### RECORDS FOR THE TASK

• • • • •

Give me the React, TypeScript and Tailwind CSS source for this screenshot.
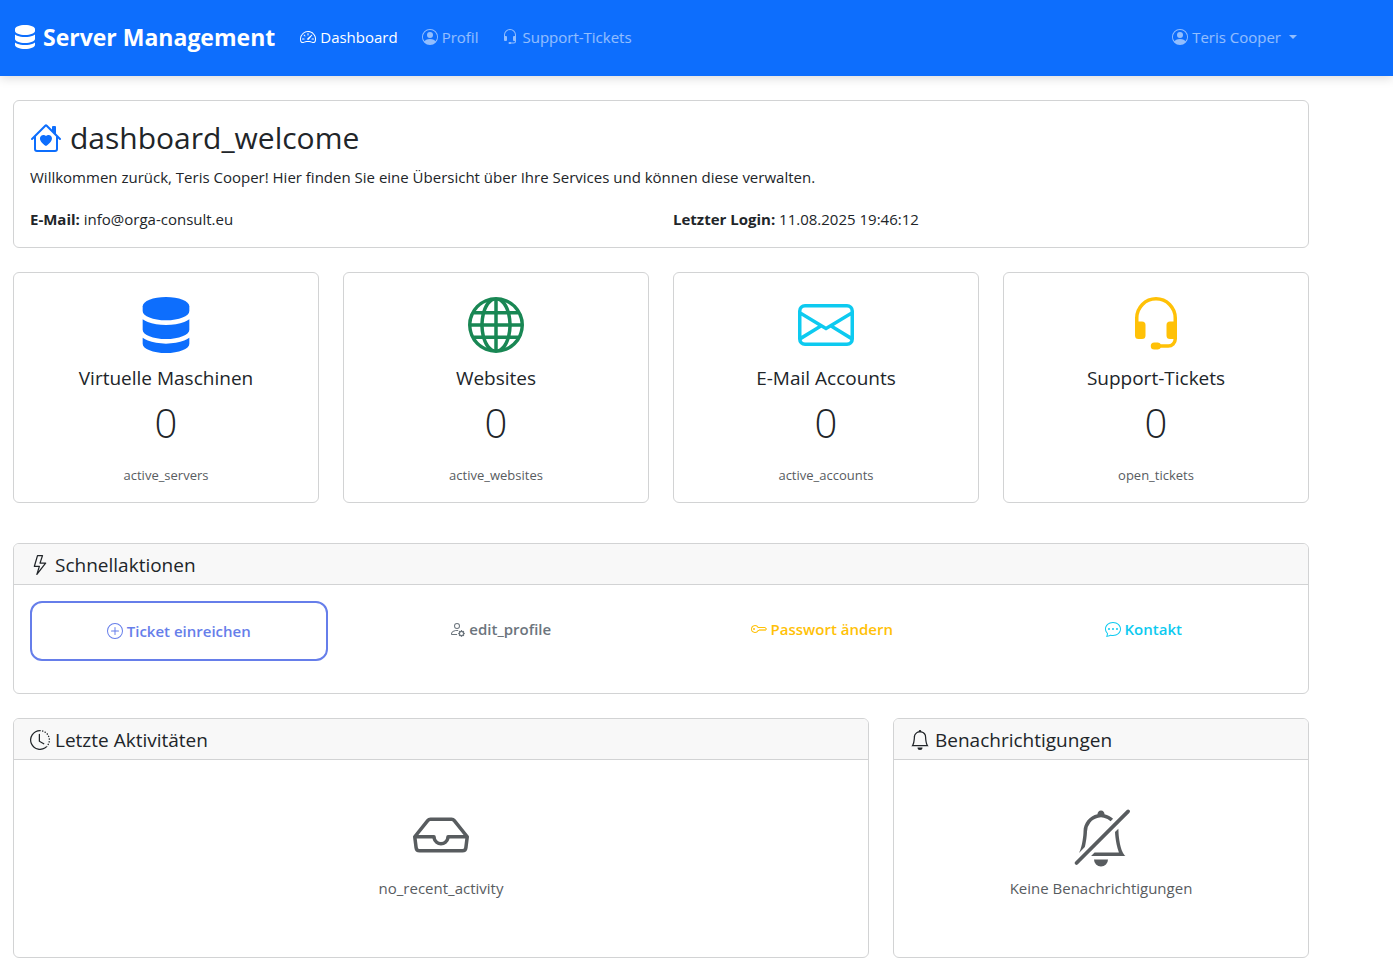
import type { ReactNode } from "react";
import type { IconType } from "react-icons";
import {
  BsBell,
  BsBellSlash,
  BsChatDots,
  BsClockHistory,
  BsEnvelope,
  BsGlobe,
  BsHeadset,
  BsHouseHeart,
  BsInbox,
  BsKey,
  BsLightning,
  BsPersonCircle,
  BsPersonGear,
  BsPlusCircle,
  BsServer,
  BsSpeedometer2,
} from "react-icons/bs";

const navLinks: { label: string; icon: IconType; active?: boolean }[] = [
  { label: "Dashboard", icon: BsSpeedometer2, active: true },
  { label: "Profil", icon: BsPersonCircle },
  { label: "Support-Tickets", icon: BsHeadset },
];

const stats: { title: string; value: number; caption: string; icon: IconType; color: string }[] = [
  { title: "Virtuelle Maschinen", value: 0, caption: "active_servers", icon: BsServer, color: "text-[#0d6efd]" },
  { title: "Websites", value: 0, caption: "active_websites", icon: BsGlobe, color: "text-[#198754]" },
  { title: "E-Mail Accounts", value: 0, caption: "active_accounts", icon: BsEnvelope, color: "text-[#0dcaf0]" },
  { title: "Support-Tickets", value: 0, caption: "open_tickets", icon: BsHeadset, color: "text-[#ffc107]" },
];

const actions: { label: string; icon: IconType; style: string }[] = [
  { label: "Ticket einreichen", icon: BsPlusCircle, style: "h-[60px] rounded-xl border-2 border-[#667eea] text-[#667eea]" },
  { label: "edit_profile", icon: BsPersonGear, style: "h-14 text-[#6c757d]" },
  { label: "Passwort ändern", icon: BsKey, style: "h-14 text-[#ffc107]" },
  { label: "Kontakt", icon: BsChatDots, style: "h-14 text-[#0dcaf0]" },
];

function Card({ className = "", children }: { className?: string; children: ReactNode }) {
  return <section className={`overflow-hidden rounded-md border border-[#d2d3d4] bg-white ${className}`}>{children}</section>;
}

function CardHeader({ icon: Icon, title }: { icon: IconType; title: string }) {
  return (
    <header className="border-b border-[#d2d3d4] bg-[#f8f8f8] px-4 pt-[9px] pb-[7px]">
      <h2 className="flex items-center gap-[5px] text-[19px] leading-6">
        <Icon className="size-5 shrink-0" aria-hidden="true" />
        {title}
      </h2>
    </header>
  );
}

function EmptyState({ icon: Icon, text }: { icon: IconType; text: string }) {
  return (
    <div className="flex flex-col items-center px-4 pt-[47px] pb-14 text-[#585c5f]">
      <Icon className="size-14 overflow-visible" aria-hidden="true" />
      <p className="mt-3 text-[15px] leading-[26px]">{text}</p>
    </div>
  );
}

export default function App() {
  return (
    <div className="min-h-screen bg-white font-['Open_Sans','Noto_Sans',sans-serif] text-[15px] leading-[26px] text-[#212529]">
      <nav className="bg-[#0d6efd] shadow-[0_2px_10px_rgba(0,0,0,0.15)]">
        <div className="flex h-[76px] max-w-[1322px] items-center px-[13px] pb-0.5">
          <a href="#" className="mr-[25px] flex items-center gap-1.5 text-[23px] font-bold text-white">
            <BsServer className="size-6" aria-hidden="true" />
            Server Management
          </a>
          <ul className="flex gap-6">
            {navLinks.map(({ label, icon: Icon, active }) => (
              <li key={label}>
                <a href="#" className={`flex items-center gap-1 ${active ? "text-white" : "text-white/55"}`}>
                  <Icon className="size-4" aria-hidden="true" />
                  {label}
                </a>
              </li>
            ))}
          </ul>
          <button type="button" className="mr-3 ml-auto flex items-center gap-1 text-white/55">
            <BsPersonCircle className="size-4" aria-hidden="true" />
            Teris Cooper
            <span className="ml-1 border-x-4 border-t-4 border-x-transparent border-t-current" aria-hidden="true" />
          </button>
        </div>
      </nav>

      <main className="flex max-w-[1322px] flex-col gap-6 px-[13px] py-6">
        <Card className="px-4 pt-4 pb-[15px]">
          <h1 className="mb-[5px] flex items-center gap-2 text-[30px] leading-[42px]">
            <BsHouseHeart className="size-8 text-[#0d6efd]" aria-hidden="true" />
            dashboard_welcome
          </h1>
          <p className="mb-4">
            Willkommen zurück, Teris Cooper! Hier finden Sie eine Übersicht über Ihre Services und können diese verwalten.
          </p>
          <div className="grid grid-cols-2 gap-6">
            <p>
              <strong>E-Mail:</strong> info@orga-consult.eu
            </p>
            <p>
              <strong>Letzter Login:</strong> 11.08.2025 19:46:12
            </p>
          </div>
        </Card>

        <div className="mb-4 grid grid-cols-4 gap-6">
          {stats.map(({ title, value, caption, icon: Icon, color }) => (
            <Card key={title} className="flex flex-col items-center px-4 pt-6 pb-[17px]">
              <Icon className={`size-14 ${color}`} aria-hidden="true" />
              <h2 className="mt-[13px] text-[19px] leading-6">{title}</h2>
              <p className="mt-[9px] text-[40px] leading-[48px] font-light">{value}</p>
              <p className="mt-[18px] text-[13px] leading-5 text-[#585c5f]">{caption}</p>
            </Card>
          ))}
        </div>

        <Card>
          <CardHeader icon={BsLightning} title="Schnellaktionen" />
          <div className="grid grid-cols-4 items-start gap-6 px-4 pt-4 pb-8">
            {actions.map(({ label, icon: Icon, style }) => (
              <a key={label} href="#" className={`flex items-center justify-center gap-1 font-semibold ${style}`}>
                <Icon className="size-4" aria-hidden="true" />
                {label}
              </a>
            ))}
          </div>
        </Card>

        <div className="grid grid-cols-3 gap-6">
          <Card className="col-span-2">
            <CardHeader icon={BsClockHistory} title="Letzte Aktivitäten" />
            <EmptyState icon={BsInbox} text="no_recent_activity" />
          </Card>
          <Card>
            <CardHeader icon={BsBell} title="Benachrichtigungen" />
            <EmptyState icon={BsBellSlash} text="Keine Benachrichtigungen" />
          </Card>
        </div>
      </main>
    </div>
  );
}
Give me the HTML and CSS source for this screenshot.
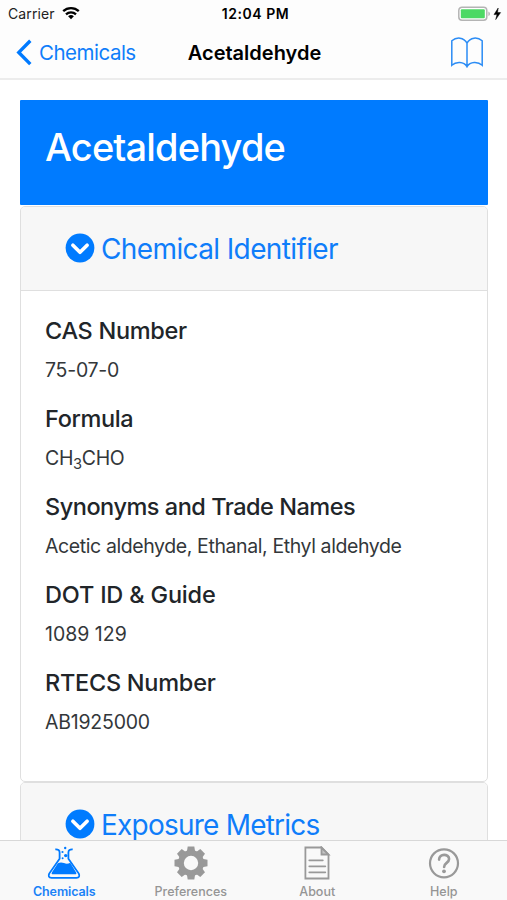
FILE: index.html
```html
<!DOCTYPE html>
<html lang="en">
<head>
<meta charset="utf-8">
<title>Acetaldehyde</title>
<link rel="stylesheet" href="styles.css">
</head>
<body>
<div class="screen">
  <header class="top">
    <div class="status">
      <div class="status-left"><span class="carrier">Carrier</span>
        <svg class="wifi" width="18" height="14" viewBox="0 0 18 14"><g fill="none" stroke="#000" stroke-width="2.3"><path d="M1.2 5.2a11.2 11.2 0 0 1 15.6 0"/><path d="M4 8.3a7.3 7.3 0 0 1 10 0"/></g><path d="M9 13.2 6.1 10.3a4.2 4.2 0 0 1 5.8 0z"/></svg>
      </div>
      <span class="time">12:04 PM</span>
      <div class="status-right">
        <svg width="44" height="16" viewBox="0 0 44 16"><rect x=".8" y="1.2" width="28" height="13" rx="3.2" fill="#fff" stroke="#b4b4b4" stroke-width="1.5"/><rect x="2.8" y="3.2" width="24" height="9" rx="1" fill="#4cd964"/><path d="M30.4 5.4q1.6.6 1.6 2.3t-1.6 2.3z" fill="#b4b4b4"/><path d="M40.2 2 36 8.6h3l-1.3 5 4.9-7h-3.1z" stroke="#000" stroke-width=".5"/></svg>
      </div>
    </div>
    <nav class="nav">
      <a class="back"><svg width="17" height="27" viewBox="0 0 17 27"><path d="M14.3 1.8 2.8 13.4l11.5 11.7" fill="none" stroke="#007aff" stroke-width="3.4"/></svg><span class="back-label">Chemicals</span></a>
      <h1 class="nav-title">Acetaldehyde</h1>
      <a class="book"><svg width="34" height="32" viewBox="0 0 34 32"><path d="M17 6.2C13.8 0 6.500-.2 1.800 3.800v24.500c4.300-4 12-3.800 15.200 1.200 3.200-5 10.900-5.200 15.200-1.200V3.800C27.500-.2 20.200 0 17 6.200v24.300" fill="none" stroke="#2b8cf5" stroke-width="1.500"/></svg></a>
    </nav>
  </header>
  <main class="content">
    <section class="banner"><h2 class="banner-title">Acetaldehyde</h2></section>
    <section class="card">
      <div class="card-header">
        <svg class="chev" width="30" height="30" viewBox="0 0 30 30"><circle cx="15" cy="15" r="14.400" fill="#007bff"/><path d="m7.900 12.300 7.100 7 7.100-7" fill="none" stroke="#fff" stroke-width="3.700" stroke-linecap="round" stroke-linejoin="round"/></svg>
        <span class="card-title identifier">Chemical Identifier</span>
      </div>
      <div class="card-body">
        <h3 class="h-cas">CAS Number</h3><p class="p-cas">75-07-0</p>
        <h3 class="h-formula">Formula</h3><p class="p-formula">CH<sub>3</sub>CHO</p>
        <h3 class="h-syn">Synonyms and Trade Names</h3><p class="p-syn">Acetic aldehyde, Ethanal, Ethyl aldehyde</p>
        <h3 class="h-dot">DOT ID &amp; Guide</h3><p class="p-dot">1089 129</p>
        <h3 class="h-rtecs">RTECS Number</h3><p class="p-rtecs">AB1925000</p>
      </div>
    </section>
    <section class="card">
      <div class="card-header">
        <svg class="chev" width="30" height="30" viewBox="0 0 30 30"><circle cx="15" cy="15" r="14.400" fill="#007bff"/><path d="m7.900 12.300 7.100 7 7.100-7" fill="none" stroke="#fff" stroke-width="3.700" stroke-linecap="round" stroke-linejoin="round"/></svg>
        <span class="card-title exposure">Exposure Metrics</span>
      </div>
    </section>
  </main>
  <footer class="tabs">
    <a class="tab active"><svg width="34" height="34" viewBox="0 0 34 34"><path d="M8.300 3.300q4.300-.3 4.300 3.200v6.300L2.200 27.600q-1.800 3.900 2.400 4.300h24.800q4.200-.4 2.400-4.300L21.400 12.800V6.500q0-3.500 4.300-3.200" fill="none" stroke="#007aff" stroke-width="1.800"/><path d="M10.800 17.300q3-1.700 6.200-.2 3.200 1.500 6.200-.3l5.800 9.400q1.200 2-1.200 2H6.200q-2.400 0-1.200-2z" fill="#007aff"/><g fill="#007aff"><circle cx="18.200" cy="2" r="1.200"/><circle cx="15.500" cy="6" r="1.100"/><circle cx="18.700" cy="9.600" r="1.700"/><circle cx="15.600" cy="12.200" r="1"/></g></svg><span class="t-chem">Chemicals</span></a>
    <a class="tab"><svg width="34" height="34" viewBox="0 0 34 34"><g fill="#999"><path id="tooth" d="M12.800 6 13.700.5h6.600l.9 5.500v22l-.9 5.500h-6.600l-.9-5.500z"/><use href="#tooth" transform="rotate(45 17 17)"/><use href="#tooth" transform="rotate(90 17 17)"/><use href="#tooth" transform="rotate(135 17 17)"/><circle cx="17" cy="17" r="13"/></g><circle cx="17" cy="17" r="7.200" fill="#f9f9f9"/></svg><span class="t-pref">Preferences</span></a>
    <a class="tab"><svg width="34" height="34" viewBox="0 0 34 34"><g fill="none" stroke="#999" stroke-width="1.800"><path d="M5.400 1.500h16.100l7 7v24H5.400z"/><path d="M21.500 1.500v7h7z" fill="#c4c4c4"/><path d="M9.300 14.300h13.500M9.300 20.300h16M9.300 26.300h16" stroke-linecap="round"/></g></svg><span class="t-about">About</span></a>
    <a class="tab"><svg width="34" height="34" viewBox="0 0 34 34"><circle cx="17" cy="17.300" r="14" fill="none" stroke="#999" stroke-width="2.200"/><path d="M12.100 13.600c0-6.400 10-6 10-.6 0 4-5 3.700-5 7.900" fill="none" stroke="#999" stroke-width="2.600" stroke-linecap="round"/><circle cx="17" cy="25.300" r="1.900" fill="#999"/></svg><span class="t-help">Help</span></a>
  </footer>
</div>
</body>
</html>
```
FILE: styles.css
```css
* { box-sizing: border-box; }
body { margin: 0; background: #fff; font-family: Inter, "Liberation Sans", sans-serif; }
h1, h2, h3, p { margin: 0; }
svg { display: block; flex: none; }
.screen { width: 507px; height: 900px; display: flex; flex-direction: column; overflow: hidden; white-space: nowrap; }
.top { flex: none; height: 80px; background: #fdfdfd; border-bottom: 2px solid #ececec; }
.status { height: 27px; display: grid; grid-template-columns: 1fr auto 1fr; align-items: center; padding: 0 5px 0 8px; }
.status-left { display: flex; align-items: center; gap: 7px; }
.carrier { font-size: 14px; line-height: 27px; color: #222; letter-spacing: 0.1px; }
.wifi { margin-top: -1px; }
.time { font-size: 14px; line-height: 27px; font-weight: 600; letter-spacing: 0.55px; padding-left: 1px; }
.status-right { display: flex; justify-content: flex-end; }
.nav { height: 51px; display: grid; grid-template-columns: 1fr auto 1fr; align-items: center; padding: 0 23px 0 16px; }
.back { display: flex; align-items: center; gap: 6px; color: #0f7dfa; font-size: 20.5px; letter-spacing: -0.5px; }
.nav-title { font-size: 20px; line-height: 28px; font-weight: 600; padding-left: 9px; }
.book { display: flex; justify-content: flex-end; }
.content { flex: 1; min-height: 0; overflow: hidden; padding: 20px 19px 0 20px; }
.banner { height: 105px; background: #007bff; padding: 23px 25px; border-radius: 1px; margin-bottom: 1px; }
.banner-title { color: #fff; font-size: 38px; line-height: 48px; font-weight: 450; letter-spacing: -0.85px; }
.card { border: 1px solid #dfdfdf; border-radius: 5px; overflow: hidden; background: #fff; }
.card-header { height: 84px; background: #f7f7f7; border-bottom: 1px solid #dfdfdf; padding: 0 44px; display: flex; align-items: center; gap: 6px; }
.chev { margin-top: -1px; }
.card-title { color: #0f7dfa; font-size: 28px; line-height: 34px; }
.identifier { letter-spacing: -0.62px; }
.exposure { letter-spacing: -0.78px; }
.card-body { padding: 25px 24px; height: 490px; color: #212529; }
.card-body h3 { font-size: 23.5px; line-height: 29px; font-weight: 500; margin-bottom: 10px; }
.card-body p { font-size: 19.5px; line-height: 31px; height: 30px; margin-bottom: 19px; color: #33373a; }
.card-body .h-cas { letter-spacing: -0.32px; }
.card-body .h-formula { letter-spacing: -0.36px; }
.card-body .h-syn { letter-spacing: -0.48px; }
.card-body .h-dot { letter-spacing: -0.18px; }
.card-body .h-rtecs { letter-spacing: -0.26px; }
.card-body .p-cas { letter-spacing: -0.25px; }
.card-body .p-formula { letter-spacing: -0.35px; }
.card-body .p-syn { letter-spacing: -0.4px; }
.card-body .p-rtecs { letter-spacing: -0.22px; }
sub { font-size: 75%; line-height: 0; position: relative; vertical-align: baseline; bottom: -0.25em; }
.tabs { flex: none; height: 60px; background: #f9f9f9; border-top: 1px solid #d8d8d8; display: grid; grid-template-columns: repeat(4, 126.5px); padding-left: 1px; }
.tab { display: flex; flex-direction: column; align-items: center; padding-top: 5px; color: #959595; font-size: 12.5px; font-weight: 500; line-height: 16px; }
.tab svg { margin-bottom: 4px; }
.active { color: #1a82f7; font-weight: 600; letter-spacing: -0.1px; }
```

• • • • •

### SHORT EXERCISE
Pull out all lines containing the word "Give" from the entries above.

### RESULT OF THIS TASK
Give me the React, TypeScript and Tailwind CSS source for this screenshot.
Give me the HTML and CSS source for this screenshot.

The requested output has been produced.